If you’re in need of something to distract—and also educate—your kids, the museum has put together a video history of the automobile that runs 36 minutes.

Pinpointing the start of the history of the automobile is a challenge, as there were many false starts. Lecturers note one of them—Nicholas-Joseph Cugnot’s steam-powered artillery tractor of 1769.

But the first true car is generally considered to be the 1886 Benz Patent Motorwagen, built by Karl Benz.

With its three-wheel configuration and tiller steering, the Benz doesn’t seem to have much in common with a modern car. But it was the first vehicle to combine many key features, including a four-stroke internal-combustion engine, carburetion, spark plugs, and a radiator.
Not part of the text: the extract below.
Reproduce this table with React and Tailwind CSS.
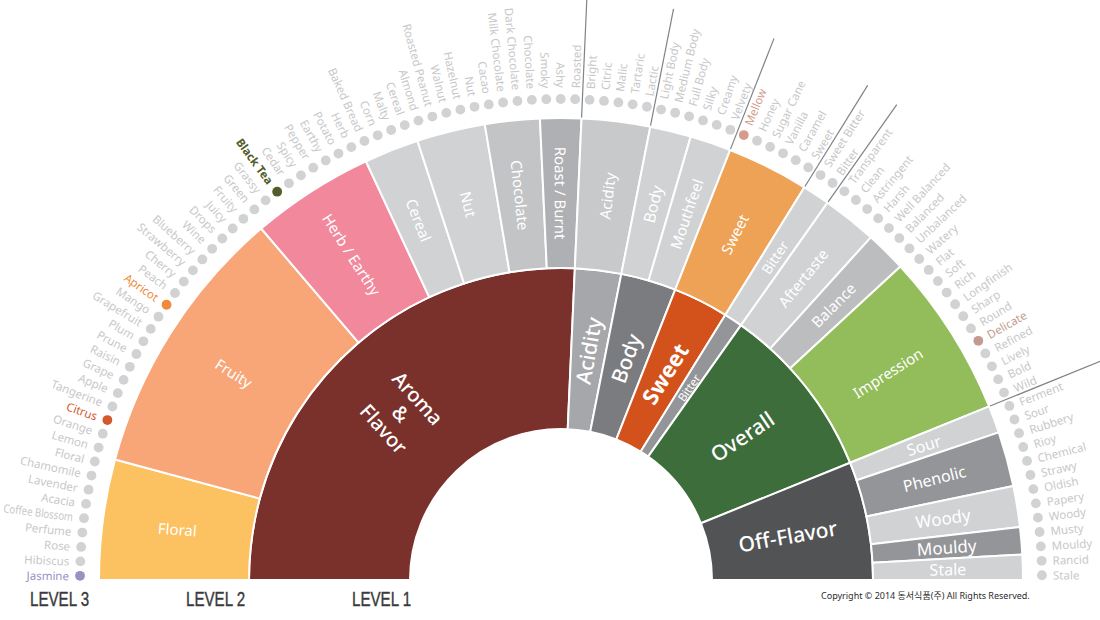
import React from 'react';

// wheel geometry (page pixels)
const CX = 561;
const CY = 580;
const STEP = 1.7205;
const R_IN = 151;
const R_L1 = 312;
const R_L2 = 462;
const R_DOT = 481;
const R_TXT = 492;
const R_LINE = 582;

const angleOf = (i) => (i === 'L' ? 180 : i === 'R' ? 0 : 179.5 - STEP * i);

function pt(r, deg) {
  const a = (deg * Math.PI) / 180;
  return [CX + r * Math.cos(a), CY - r * Math.sin(a)];
}

function sector(r0, r1, from, to) {
  const a1 = angleOf(from);
  const a2 = angleOf(to);
  const [x1, y1] = pt(r1, a1);
  const [x2, y2] = pt(r1, a2);
  const [x3, y3] = pt(r0, a2);
  const [x4, y4] = pt(r0, a1);
  return `M${x1} ${y1}A${r1} ${r1} 0 0 1 ${x2} ${y2}L${x3} ${y3}A${r0} ${r0} 0 0 0 ${x4} ${y4}Z`;
}

// [name, colour, bold, fitted length]
const FLAVORS = [
  ['Jasmine', '#9d8fc4'], 'Hibiscus', 'Rose', 'Perfume', ['Coffee Blossom', null, false, 70], 'Acacia', 'Lavender', 'Chamomile', 'Floral',
  'Lemon', 'Orange', ['Citrus', '#d3582b'], 'Tangerine', 'Apple', 'Grape', 'Raisin', 'Prune', 'Plum', 'Grapefruit',
  'Mango', ['Apricot', '#f08a3c'], 'Peach', 'Cherry', 'Strawberry', 'Blueberry', 'Wine', 'Drops', 'Juicy', 'Fruity',
  'Green', 'Grassy', ['Black Tea', '#525d2b', true], 'Cedar', 'Spicy', 'Pepper', 'Earthy', 'Potato', 'Herb',
  'Baked Bread', 'Corn', 'Malty', 'Cereal',
  'Almond', 'Roasted Peanut', 'Walnut', 'Hazelnut', 'Nut',
  'Cacao', 'Milk Chocolate', 'Dark Chocolate', 'Chocolate',
  'Smoky', 'Ashy', 'Roasted',
  'Bright', 'Citric', 'Malic', 'Tartaric', 'Lactic',
  'Light Body', 'Medium Body', 'Full Body', 'Silky', 'Creamy', 'Velvety',
  ['Mellow', '#d49c8c'], 'Honey', 'Sugar Cane', 'Vanilla', 'Caramel', 'Sweet',
  'Sweet Bitter', 'Bitter',
  'Transparent', 'Clean', 'Astringent', 'Harsh', 'Well Balanced', 'Balanced', 'Unbalanced', 'Watery', 'Flat', 'Soft',
  'Rich', 'Longfinish', 'Sharp', 'Round', ['Delicate', '#c4998f'], 'Refined', 'Lively', 'Bold', 'Wild',
  'Ferment', 'Sour', 'Rubbery', 'Rioy', 'Chemical', 'Strawy', 'Oldish', 'Papery', 'Woody', 'Musty', 'Mouldy', 'Rancid', 'Stale',
];

const LEVEL1 = [
  { from: 'L', to: 53.5, fill: '#7a312c' },
  { from: 53.5, to: 58.5, fill: '#a6a7aa' },
  { from: 58.5, to: 64.5, fill: '#7b7c7f' },
  { from: 64.5, to: 70.5, fill: '#d3521c' },
  { from: 70.5, to: 72.5, fill: '#939598' },
  { from: 72.5, to: 91.5, fill: '#3e6d3c' },
  { from: 91.5, to: 'R', fill: '#525355' },
];

const LEVEL1_LABELS = [
  { lines: ['Aroma', '&', 'Flavor'], a: 133.75, rot: 48, size: 20, weight: 500 },
  { lines: ['Acidity'], a: 83.2, rot: -80, size: 21, weight: 500 },
  { lines: ['Body'], a: 73.7, rot: -70, size: 21, weight: 500 },
  { lines: ['Sweet'], a: 63.4, rot: -58, size: 22, weight: 700 },
  { lines: ['Bitter'], a: 56.5, rot: -55, size: 11.5, weight: 400 },
  { lines: ['Overall'], a: 38.4, rot: -34, size: 21, weight: 500 },
  { lines: ['Off-Flavor'], a: 11, rot: -10, size: 21, weight: 500 },
];

const LEVEL2 = [
  { name: 'Floral', from: 'L', to: 8.5, fill: '#fcc160', rot: 4 },
  { name: 'Fruity', from: 8.5, to: 28.5, fill: '#f8a577' },
  { name: 'Herb / Earthy', from: 28.5, to: 37.5, fill: '#f2889c' },
  { name: 'Cereal', from: 37.5, to: 41.5, fill: '#d1d2d4' },
  { name: 'Nut', from: 41.5, to: 46.5, fill: '#d1d2d4' },
  { name: 'Chocolate', from: 46.5, to: 50.5, fill: '#c3c4c6' },
  { name: 'Roast / Burnt', from: 50.5, to: 53.5, fill: '#afb0b3' },
  { name: 'Acidity', from: 53.5, to: 58.5, fill: '#c8c9cb' },
  { name: 'Body', from: 58.5, to: 61.5, fill: '#d1d2d4', size: 16 },
  { name: 'Mouthfeel', from: 61.5, to: 64.5, fill: '#d1d2d4' },
  { name: 'Sweet', from: 64.5, to: 70.5, fill: '#eea255' },
  { name: 'Bitter', from: 70.5, to: 72.5, fill: '#d1d2d4', size: 14 },
  { name: 'Aftertaste', from: 72.5, to: 76.5, fill: '#d1d2d4' },
  { name: 'Balance', from: 76.5, to: 79.5, fill: '#bcbdbf' },
  { name: 'Impression', from: 79.5, to: 91.5, fill: '#93bd5a' },
  { name: 'Sour', from: 91.5, to: 93.5, fill: '#d1d2d4', rot: -17, size: 16 },
  { name: 'Phenolic', from: 93.5, to: 97.5, fill: '#939598', rot: -14, size: 16 },
  { name: 'Woody', from: 97.5, to: 100.5, fill: '#d1d2d4', rot: -8, size: 17 },
  { name: 'Mouldy', from: 100.5, to: 102.5, fill: '#939598', rot: -4, size: 17 },
  { name: 'Stale', from: 102.5, to: 'R', fill: '#d1d2d4', rot: -1, size: 16 },
];

const DIVIDERS = [53.5, 58.5, 64.5, 70.5, 72.5, 91.5];

function FlavorWheel() {
  return (
    <svg width="1100" height="583" viewBox="0 0 1100 583" className="block">
      {/* level 1 */}
      {LEVEL1.map((s, i) => (
        <path key={i} d={sector(R_IN, R_L1, s.from, s.to)} fill={s.fill} stroke="#fff" strokeWidth="2" strokeLinejoin="round" />
      ))}
      {/* level 2 */}
      {LEVEL2.map((s) => (
        <path key={s.name} d={sector(R_L1, R_L2, s.from, s.to)} fill={s.fill} stroke="#fff" strokeWidth="2" strokeLinejoin="round" />
      ))}

      {/* group dividers */}
      {DIVIDERS.map((d) => {
        const [x1, y1] = pt(R_L2 + 1, angleOf(d));
        const [x2, y2] = pt(R_LINE, angleOf(d));
        return <line key={d} x1={x1} y1={y1} x2={x2} y2={y2} stroke="#808285" strokeWidth="1.2" />;
      })}

      {/* level 1 labels */}
      {LEVEL1_LABELS.map((l) => {
        const [x, y] = pt(231, l.a);
        const lh = l.size * 1.15;
        const off = ((l.lines.length - 1) * lh) / 2;
        return (
          <g key={l.lines[0]} transform={`translate(${x} ${y}) rotate(${l.rot})`}>
            <text textAnchor="middle" dominantBaseline="central" fill="#fff" fontSize={l.size} fontWeight={l.weight}>
              {l.lines.map((t, i) => (
                <tspan key={i} x="0" y={i * lh - off}>{t}</tspan>
              ))}
            </text>
          </g>
        );
      })}

      {/* level 2 labels */}
      {LEVEL2.map((s) => {
        const mid = (angleOf(s.from) + angleOf(s.to)) / 2;
        const [x, y] = pt(387, mid);
        const rot = s.rot ?? (mid > 90 ? 180 - mid : -mid);
        return (
          <text
            key={s.name}
            x={x}
            y={y}
            transform={`rotate(${rot} ${x} ${y})`}
            textAnchor="middle"
            dominantBaseline="central"
            fill="#fff"
            fontSize={s.size ?? 15}
          >
            {s.name}
          </text>
        );
      })}

      {/* level 3 dots + words */}
      {FLAVORS.map((f, i) => {
        const [name, color, bold, fit] = Array.isArray(f) ? f : [f];
        const a = angleOf(i);
        const [dx, dy] = pt(R_DOT, a);
        const [tx, ty] = pt(R_TXT, a);
        const left = a > 90;
        const rot = left ? 180 - a : -a;
        return (
          <g key={name + i}>
            <circle cx={dx} cy={dy} r="4.9" fill={color ?? '#d1d2d4'} />
            <text
              x={tx}
              y={ty}
              transform={`rotate(${rot} ${tx} ${ty})`}
              textAnchor={left ? 'end' : 'start'}
              dominantBaseline="central"
              fontSize="11.5"
              fontWeight={bold ? 700 : 400}
              fill={color ?? '#c7c8ca'}
              textLength={fit}
              lengthAdjust={fit ? 'spacingAndGlyphs' : undefined}
            >
              {name}
            </text>
          </g>
        );
      })}
    </svg>
  );
}

export default function App() {
  return (
    <div className="w-[1100px] h-[620px] bg-white overflow-hidden font-['Noto_Sans','DejaVu_Sans',sans-serif]">
      <FlavorWheel />
      <div className="flex items-center h-[30px] text-[#3a3a3c]">
        <div className="w-[186px] pl-[30px]">
          <div className="font-['Liberation_Sans',sans-serif] text-[21px] leading-none scale-x-[0.72] origin-left [-webkit-text-stroke:0.4px_#3a3a3c]">LEVEL 3</div>
        </div>
        <div className="w-[166px]">
          <div className="font-['Liberation_Sans',sans-serif] text-[21px] leading-none scale-x-[0.72] origin-left [-webkit-text-stroke:0.4px_#3a3a3c]">LEVEL 2</div>
        </div>
        <div className="w-[469px]">
          <div className="font-['Liberation_Sans',sans-serif] text-[21px] leading-none scale-x-[0.72] origin-left [-webkit-text-stroke:0.4px_#3a3a3c]">LEVEL 1</div>
        </div>
        <div className="text-[9px] text-[#2b2b2b] font-['Noto_Sans','Noto_Sans_CJK_KR',sans-serif] -mt-[4px]">
          Copyright © 2014 동서식품(주) All Rights Reserved.
        </div>
      </div>
    </div>
  );
}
The Benz was also arguably the first practical car, as Karl’s wife Bertha demonstrated in 1888 by driving the vehicle 65 miles from Mannheim to Pforzheim, Germany, the first trip of its kind in an automobile.

From there, this automotive history lesson covers over a century of technological development by highlighting about 40 cars—from the Ford Model T to the Volkswagen Microbus.

The full video is worth a look. While its exhibit galleries are closed to the public until March 31, the Petersen Automotive Museum is also offering virtual tours of its secret vault for a $3 fee. It’s an opportunity to see rare cars normally stashed away from public view, and to support the museum during this trying time.